I was energized and inspired by living on top of a hill overlooking the logging town. I could see black smoke rising from the rusty teepee burner at the mill from the front steps of the little cabin we'd built in seven (yes, seven) days. It was a curvilinear, board-on-board house, shaped like a soft-letter 'm,' with a sod roof that sprouted wildflowers in the spring.
The 700-square-foot shelter was built without the benefit of a permit by my then-spouse, Marcel, with my help. It was built during bright days over the course of one week in clear sight of anyone driving in or out of North Fork. When I acquired a piano, we just ripped out the vertical boards of the wall, and with the help of neighbors, lifted the highboy in and nailed the two by eights back in place. Eventually, when we were red-tagged for the structure, Marcel pled the case for it being a moveable, temporary structure (that might even appear in the annual Loggers Jamboree Parade) and, therefore, exempt from the bureaucracy of permitting. Remarkably, we won the appeal.

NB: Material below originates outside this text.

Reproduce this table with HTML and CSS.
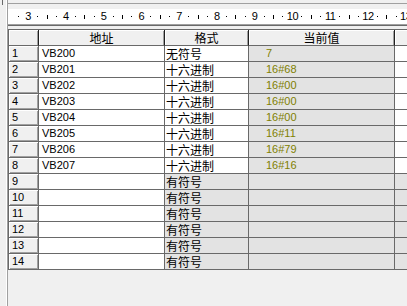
FILE: index.html
```html
<!DOCTYPE html>
<html>
<head>
<meta charset="utf-8">
<link rel="stylesheet" href="styles.css">
</head>
<body>
<div class="frame">
  <div class="side"><div class="side-mark"></div></div>
  <div class="main">
    <div class="topline"></div>
    <div class="ruler">
      <span class="q"><i class="dot"></i></span><span class="q num">3</span><span class="q"><i class="dot"></i></span><span class="q"><i class="tick"></i></span><span class="q"><i class="dot"></i></span>
      <span class="q num">4</span><span class="q"><i class="dot"></i></span><span class="q"><i class="tick"></i></span><span class="q"><i class="dot"></i></span>
      <span class="q num">5</span><span class="q"><i class="dot"></i></span><span class="q"><i class="tick"></i></span><span class="q"><i class="dot"></i></span>
      <span class="q num">6</span><span class="q"><i class="dot"></i></span><span class="q"><i class="tick"></i></span><span class="q"><i class="dot"></i></span>
      <span class="q num">7</span><span class="q"><i class="dot"></i></span><span class="q"><i class="tick"></i></span><span class="q"><i class="dot"></i></span>
      <span class="q num">8</span><span class="q"><i class="dot"></i></span><span class="q"><i class="tick"></i></span><span class="q"><i class="dot"></i></span>
      <span class="q num">9</span><span class="q"><i class="dot"></i></span><span class="q"><i class="tick"></i></span><span class="q"><i class="dot"></i></span>
      <span class="q num">10</span><span class="q"><i class="dot"></i></span><span class="q"><i class="tick"></i></span><span class="q"><i class="dot"></i></span>
      <span class="q num">11</span><span class="q"><i class="dot"></i></span><span class="q"><i class="tick"></i></span><span class="q"><i class="dot"></i></span>
      <span class="q num">12</span><span class="q"><i class="dot"></i></span><span class="q"><i class="tick"></i></span><span class="q"><i class="dot"></i></span>
      <span class="q num">13</span>
    </div>
    <div class="ruler-base"></div>
    <div class="sheet">
      <div class="c hd"></div><div class="c hd">地址</div><div class="c hd">格式</div><div class="c hd">当前值</div><div class="c hd"></div>

      <div class="c rn">1</div><div class="c addr">VB200</div><div class="c fmt">无符号</div><div class="c val">7</div><div class="c ex"></div>
      <div class="c rn">2</div><div class="c addr">VB201</div><div class="c fmt">十六进制</div><div class="c val">16#68</div><div class="c ex"></div>
      <div class="c rn">3</div><div class="c addr">VB202</div><div class="c fmt">十六进制</div><div class="c val">16#00</div><div class="c ex"></div>
      <div class="c rn">4</div><div class="c addr">VB203</div><div class="c fmt">十六进制</div><div class="c val">16#00</div><div class="c ex"></div>
      <div class="c rn">5</div><div class="c addr">VB204</div><div class="c fmt">十六进制</div><div class="c val">16#00</div><div class="c ex"></div>
      <div class="c rn">6</div><div class="c addr">VB205</div><div class="c fmt">十六进制</div><div class="c val">16#11</div><div class="c ex"></div>
      <div class="c rn">7</div><div class="c addr">VB206</div><div class="c fmt">十六进制</div><div class="c val">16#79</div><div class="c ex"></div>
      <div class="c rn">8</div><div class="c addr">VB207</div><div class="c fmt">十六进制</div><div class="c val">16#16</div><div class="c ex"></div>
      <div class="c rn">9</div><div class="c addr"></div><div class="c fmt off">有符号</div><div class="c val"></div><div class="c ex off"></div>
      <div class="c rn">10</div><div class="c addr"></div><div class="c fmt off">有符号</div><div class="c val"></div><div class="c ex off"></div>
      <div class="c rn">11</div><div class="c addr"></div><div class="c fmt off">有符号</div><div class="c val"></div><div class="c ex off"></div>
      <div class="c rn">12</div><div class="c addr"></div><div class="c fmt off">有符号</div><div class="c val"></div><div class="c ex off"></div>
      <div class="c rn">13</div><div class="c addr"></div><div class="c fmt off">有符号</div><div class="c val"></div><div class="c ex off"></div>
      <div class="c rn">14</div><div class="c addr"></div><div class="c fmt off">有符号</div><div class="c val"></div><div class="c ex off"></div>
    </div>
  </div>
</div>
</body>
</html>
```
FILE: styles.css
```css
html, body {
  margin: 0;
  padding: 0;
  background: #f0f0f0;
}
body {
  font-family: "Liberation Sans", "Noto Sans CJK SC", sans-serif;
  font-size: 11px;
  color: #000;
}
.frame {
  display: flex;
  width: 407px;
  height: 306px;
  overflow: hidden;
}
.side {
  width: 7px;
  flex: none;
  border-right: 1px solid #a0a0a0;
  box-shadow: inset -1px 0 0 #ffffff;
  position: relative;
}
.side-mark {
  margin-left: 2px;
  width: 1px;
  height: 5px;
  background: #696969;
}
.main {
  flex: 1;
  min-width: 0;
  overflow: hidden;
}
.topline {
  height: 3px;
  border-bottom: 1px solid #a0a0a0;
  margin-bottom: 5px;
}
.ruler {
  height: 15px;
  background: #ffffff;
  display: flex;
  align-items: center;
  padding-left: 6px;
  white-space: nowrap;
  overflow: hidden;
}
.q {
  flex: none;
  width: 9.45px;
  display: flex;
  justify-content: center;
  align-items: center;
  height: 15px;
  font-size: 11px;
  line-height: 15px;
}
.num {
  letter-spacing: -0.5px;
}
.dot {
  display: block;
  width: 1px;
  height: 1px;
  background: #000;
}
.tick {
  display: block;
  width: 1px;
  height: 4px;
  background: #000;
}
.ruler-base {
  height: 0;
  border-top: 1px solid #a0a0a0;
  border-bottom: 1px solid #696969;
  margin-bottom: 3px;
}
.sheet {
  display: grid;
  grid-template-columns: 30px 126px 84px 146px 60px;
  grid-auto-rows: 16px;
  border-top: 1px solid #696969;
  border-left: 1px solid #696969;
  width: max-content;
}
.c {
  box-sizing: border-box;
  border-right: 1px solid #696969;
  border-bottom: 1px solid #696969;
  line-height: 15px;
  white-space: nowrap;
  overflow: hidden;
}
.hd {
  background: #f0f0f0;
  text-align: center;
  font-family: "Noto Sans CJK SC", sans-serif;
  font-size: 12px;
  border-right-color: #202020;
  box-shadow: inset 1px 1px 0 #ffffff, inset -1px 0 0 #a0a0a0;
}
.rn {
  background: #f0f0f0;
  padding-left: 3px;
  box-shadow: inset 1px 1px 0 #ffffff, inset -1px -1px 0 #a0a0a0;
}
.addr {
  background: #ffffff;
  padding-left: 3px;
}
.fmt {
  background: #ffffff;
  padding-left: 1px;
  font-family: "Noto Sans CJK SC", sans-serif;
  font-size: 12px;
}
.val {
  background: #e3e3e3;
  color: #808000;
  padding-left: 17px;
}
.ex {
  background: #ffffff;
}
.off {
  background: #e3e3e3;
}
```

Those were the days when Class K Housing was popping up throughout Northern California. Owner-builders flocked to remote regions to construct homes made of alternative materials from rock to mud to hay bales. A few were brilliant, and others, overly optimistic. Couples lived in tents and the beds of pick-up trucks while they worked (sometimes for years) to literally build their dreams. I wrote many stories on those renegade architects for my newspaper, The Timberline Times.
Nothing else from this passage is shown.